There is the song on the mixtape he gave me before we started dating and I had the biggest schoolgirl crush on him (obvious to EVERYONE in our church group I think) - Kyle Andrews, Sushi

The songs from the movie we watched that kind of made us think "This is it!". We went to see The Swell Season as our first concert together. - Swell Season, Falling Slowly

Then there are the songs that I can't even begin to explain...

The album Our Endless Numbered Days, Iron & Wine
Air, Venus
Travis, Flowers in the Window
Peter Bjorn and John, Paris 2004

After we had been dating for about a month we had an "iParty" and swapped mp3s on our computers.
About 45 gigs of music was exchanged between the two of us. For a month or so we were doing an "album of the day". James would pick an album he gave me and we would both listen to it on the way to work and discuss it. There are the bands we have seen in concert, do we include them? (Swell Season, Crowded House, The National, Sufjan Stevens)

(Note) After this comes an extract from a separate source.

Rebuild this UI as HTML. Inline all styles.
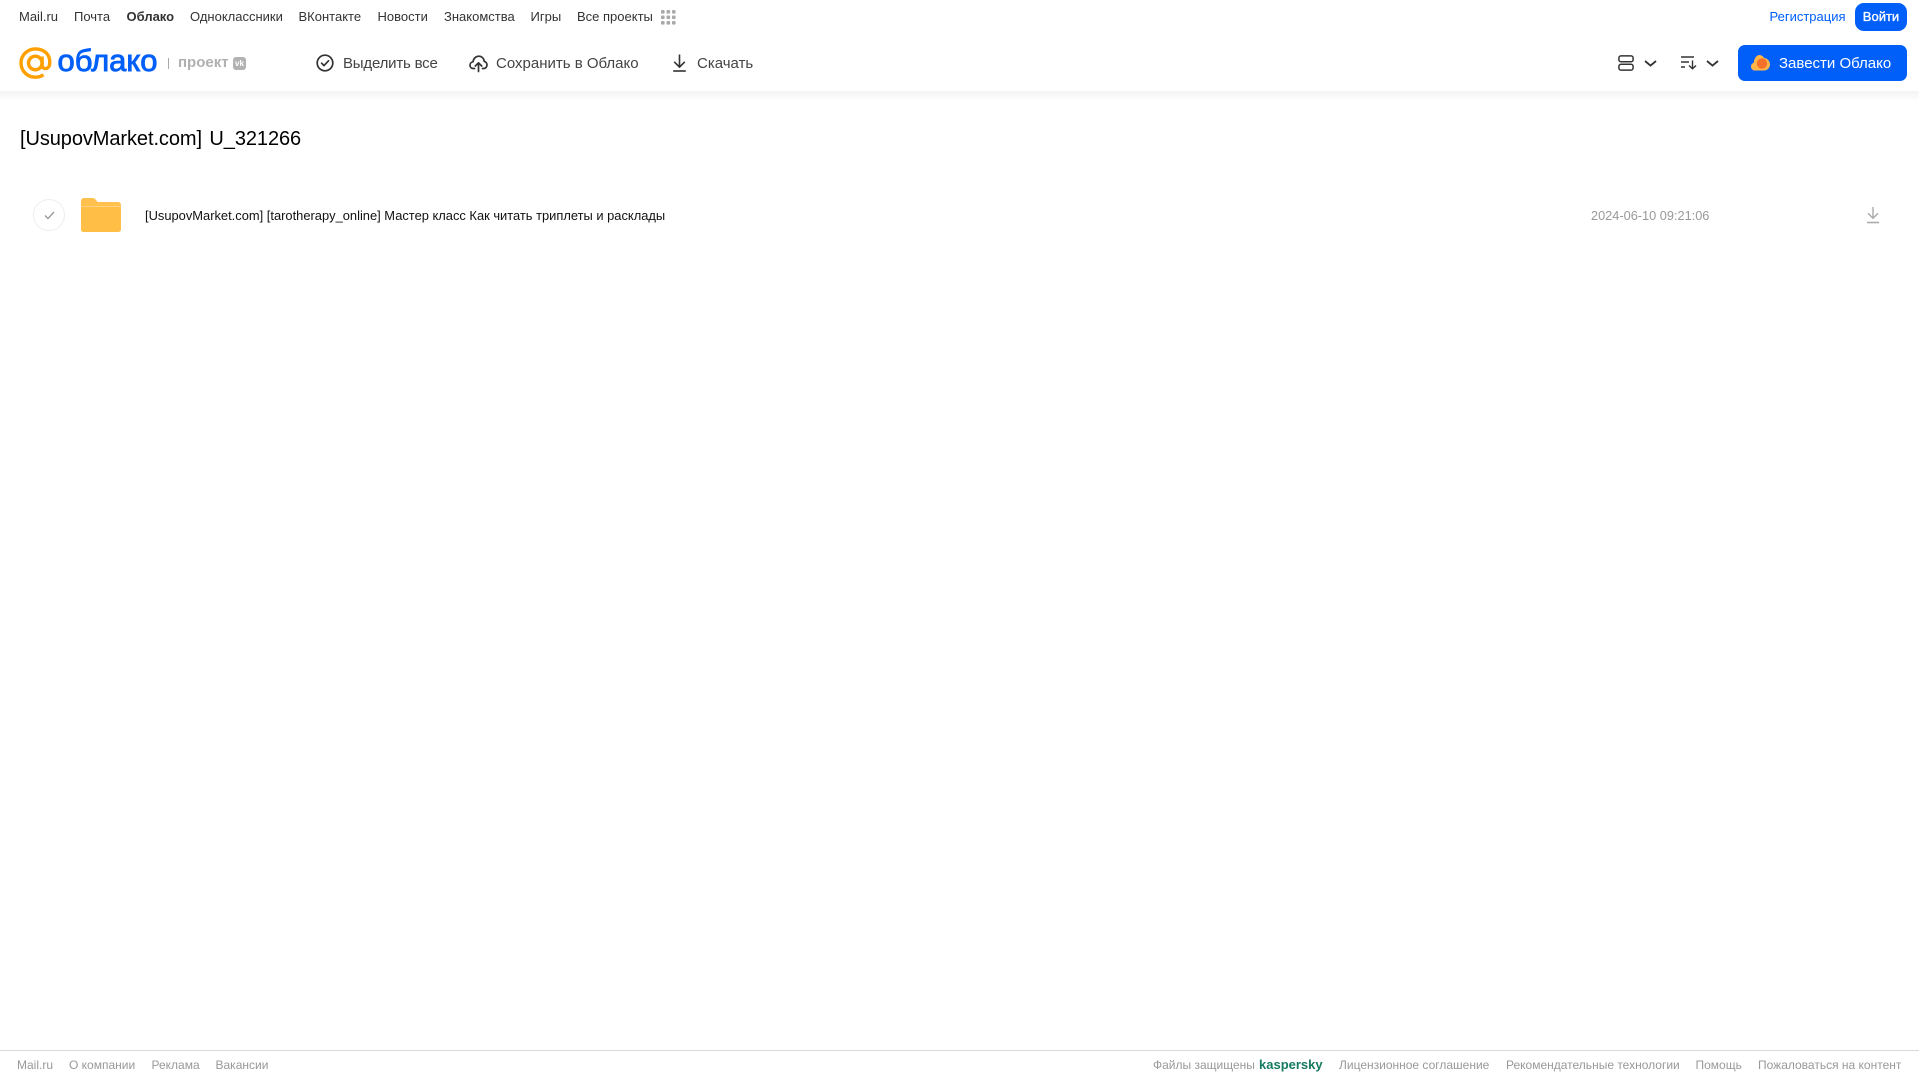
<!DOCTYPE html>
<html lang="ru"><head><meta charset="utf-8"><title>Облако</title>
<style>
html,body{margin:0;padding:0;width:1919px;height:1079px;overflow:hidden;background:#fff;font-family:"Liberation Sans",Arial,sans-serif}
.t{position:absolute;white-space:nowrap;line-height:16px}
.n{top:9px;font-size:13px;color:#333;height:16px}
.h{top:56px;font-size:15px;color:#444;line-height:16px}
.f{top:1057px;font-size:12px;color:#999}
svg{position:absolute;overflow:visible}
</style></head><body>
<div style="position:absolute;left:0;top:91px;width:1919px;height:10px;background:linear-gradient(#f3f3f3,#fff)"></div>

<span class="t n" style="left:19px">Mail.ru</span>
<span class="t n" style="left:74px">Почта</span>
<span class="t n" style="left:126.5px;font-weight:bold">Облако</span>
<span class="t n" style="left:190px">Одноклассники</span>
<span class="t n" style="left:298.5px">ВКонтакте</span>
<span class="t n" style="left:377.5px">Новости</span>
<span class="t n" style="left:444px">Знакомства</span>
<span class="t n" style="left:530.5px">Игры</span>
<span class="t n" style="left:577px">Все проекты</span>
<svg style="left:661px;top:10px" width="15" height="15" fill="#aaa"><rect x="0" y="0" width="3.6" height="3.6" rx="1"/><rect x="5.5" y="0" width="3.6" height="3.6" rx="1"/><rect x="11" y="0" width="3.6" height="3.6" rx="1"/><rect x="0" y="5.5" width="3.6" height="3.6" rx="1"/><rect x="5.5" y="5.5" width="3.6" height="3.6" rx="1"/><rect x="11" y="5.5" width="3.6" height="3.6" rx="1"/><rect x="0" y="11" width="3.6" height="3.6" rx="1"/><rect x="5.5" y="11" width="3.6" height="3.6" rx="1"/><rect x="11" y="11" width="3.6" height="3.6" rx="1"/></svg>

<span class="t n" style="left:1769.5px;color:#005ff9">Регистрация</span>
<div style="position:absolute;left:1855px;top:3px;width:52px;height:28px;border-radius:9px;background:#005ff9;color:#fff;font-size:13px;-webkit-text-stroke:.35px #fff;text-align:center;line-height:28px">Войти</div>

<svg style="left:19px;top:47px" width="33" height="33" viewBox="0 0 33 33" fill="none" stroke="#ffa000" stroke-width="3.4"><circle cx="16.3" cy="16" r="6.8"/><path d="M23.1 9.5V18.5C23.1 22.5 29.8 23 30.6 17.5C32 7.5 25 1.9 16.3 1.9C8.5 1.9 2 8.2 2 16C2 24 8.5 30.2 16.3 30.2C19.5 30.2 22 29.4 24.5 27.8"/></svg>
<svg style="left:0;top:0" width="300" height="90"><text x="57.5" y="71" font-size="31" fill="#005ff9" stroke="#005ff9" stroke-width=".9" textLength="100" lengthAdjust="spacingAndGlyphs" font-family="Liberation Sans, sans-serif">облако</text></svg>
<div style="position:absolute;left:168px;top:58px;width:1px;height:11px;background:#aaa"></div>
<span class="t" style="left:178px;top:55px;font-size:15px;font-weight:bold;color:#b0b0b0">проект</span>
<div style="position:absolute;left:233px;top:57px;width:13px;height:13px;border-radius:3px;background:#b2b2b2;color:#fff;font-size:8px;font-weight:bold;line-height:13px;text-align:center">vk</div>

<svg style="left:316px;top:54px" width="18" height="18" fill="none" stroke="#333" stroke-width="1.7"><circle cx="9" cy="9" r="7.8"/><path d="M5.6 9.2l2.4 2.4 4.5-4.8" stroke-linecap="round" stroke-linejoin="round"/></svg>
<span class="t h" style="left:343px;letter-spacing:-.2px">Выделить все</span>
<svg style="left:469px;top:55px" width="19" height="17" fill="none" stroke="#333" stroke-width="1.7" stroke-linecap="round" stroke-linejoin="round"><path d="M5.5 13.5H4.5C2.3 13.5 1 11.9 1 10.2C1 8.4 2.3 7 4 6.8C4.5 3.5 6.8 1.2 9.8 1.2C12.7 1.2 15 3.4 15.3 6.5C17 6.8 18 8.3 18 10C18 12 16.5 13.5 14.5 13.5H13.5"/><path d="M9.5 16.5V8M6.3 11l3.2-3.2 3.2 3.2"/></svg>
<span class="t h" style="left:496px">Сохранить в Облако</span>
<svg style="left:672px;top:54px" width="15" height="18" fill="none" stroke="#333" stroke-width="1.6"><path d="M7.5 0.5V13M2.2 7.8l5.3 5.3 5.3-5.3"/><path d="M1.2 17H13.8"/></svg>
<span class="t h" style="left:697px">Скачать</span>

<svg style="left:1618px;top:55px" width="16" height="16" fill="none" stroke="#333" stroke-width="1.5"><rect x=".9" y=".9" width="14.2" height="5.8" rx="2"/><rect x=".9" y="9.3" width="14.2" height="5.8" rx="2"/></svg>
<svg style="left:1643.5px;top:60px" width="13" height="7" fill="none" stroke="#333" stroke-width="1.8"><path d="M1 1l5.5 4.6L12 1"/></svg>
<svg style="left:1681px;top:56px" width="16" height="14" fill="none" stroke="#333" stroke-width="1.4"><path d="M0 1H13M0 6H8M0 11H4"/><path d="M11.5 4.5V12.5M8 9.5l3.5 3.3L15 9.5"/></svg>
<svg style="left:1705.5px;top:60px" width="13" height="7" fill="none" stroke="#333" stroke-width="1.8"><path d="M1 1l5.5 4.6L12 1"/></svg>

<div style="position:absolute;left:1738px;top:45px;width:169px;height:36px;border-radius:7px;background:#005ff9"></div>
<svg style="left:1750.5px;top:55px" width="19" height="16"><path d="M4 15.5C1.8 15.5 0 13.8 0 11.6C0 9.8 1.2 8.3 2.8 7.8C3 3.5 5.5 0 8.5 0C10.5 0 12 1.2 13 3C16.3 3.2 19 6 19 9.4C19 12.8 16.3 15.5 13 15.5Z" fill="#ffb74a"/><circle cx="11" cy="8.6" r="5.2" fill="#f5702a"/></svg>
<span class="t" style="left:1779px;top:56px;font-size:15px;color:#fff">Завести Облако</span>

<span class="t" style="left:20px;top:126.5px;font-size:20px;line-height:24px;color:#000;word-spacing:2px;letter-spacing:-.08px">[UsupovMarket.com] U_321266</span>

<div style="position:absolute;left:33px;top:199px;width:30px;height:30px;border:1px solid #eee;border-radius:50%"></div>
<svg style="left:43.5px;top:211px" width="11" height="9" fill="none" stroke="#999" stroke-width="1.3"><path d="M1 4.5l3 3L10 1"/></svg>
<svg style="left:81px;top:198px" width="40" height="34"><path d="M0 3C0 1.3 1.3 0 3 0H11.5C13 0 14 .7 15 2L16.5 4H37C38.7 4 40 5.3 40 7V31C40 32.7 38.7 34 37 34H3C1.3 34 0 32.7 0 31Z" fill="#ffc04d"/><path d="M0 9H40V31C40 32.7 38.7 34 37 34H3C1.3 34 0 32.7 0 31Z" fill="#ffbe45"/><path d="M0 8H40V9H0Z" fill="#ffd27f"/></svg>
<span class="t" style="left:145px;top:208px;font-size:12.9px;color:#111">[UsupovMarket.com] [tarotherapy_online] Мастер класс Как читать триплеты и расклады</span>
<span class="t" style="left:1591px;top:208px;font-size:12.75px;color:#999">2024-06-10 09:21:06</span>
<svg style="left:1866px;top:207px" width="14" height="17" fill="none" stroke="#aaa" stroke-width="1.4"><path d="M7 0V11M2 6.2L7 11.2 12 6.2"/><path d="M1 15.5H13" stroke-width="1.6"/></svg>

<div style="position:absolute;left:0;top:1050px;width:1919px;height:1px;background:#d9d9d9"></div>
<span class="t f" style="left:17px">Mail.ru</span>
<span class="t f" style="left:69px">О компании</span>
<span class="t f" style="left:151.5px">Реклама</span>
<span class="t f" style="left:215.5px">Вакансии</span>
<span class="t f" style="left:1153px">Файлы защищены</span>
<span class="t f" style="left:1259px;font-size:13px;font-weight:bold;color:#157a62">kaspersky</span>
<span class="t f" style="left:1339px">Лицензионное соглашение</span>
<span class="t f" style="left:1506px">Рекомендательные технологии</span>
<span class="t f" style="left:1695.5px">Помощь</span>
<span class="t f" style="left:1758px">Пожаловаться на контент</span>
</body></html>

I have "my songs" too. The ones that make me go "Awwww". Do I include those?
Josh Ritter, Change of Time
Damien Rice, Blower's Daughter
She & Him, I'm gonna make it better (Yes, I can be a bit eager to please)

Music has had such an important role in our relationship. From the fake "all-star group" we created when stuck in traffic to the songs that define our relationship and who we are as a couple, there is no way to break that down into a 3 hour playlist.

There is no doubt that I am an emotional person. I listen to music 90% of my waking hours and keep a pair of spare headphones in my desk at work. I heard the old hymn "Come Thou Fount" twice in two different settings over the past 2 days and at church this morning I almost started crying.
This Spring when I gave my testimony at church and spoke at 3 services, it was the song that was played as I left the "stage".
Music ties us to our emotions and can be amazingly powerful at times. I think of the impact that these 45 gigs have had over the past 10 months since I met James and I just don't think the chicken dance would be able to explain what an amazing adventure this has been.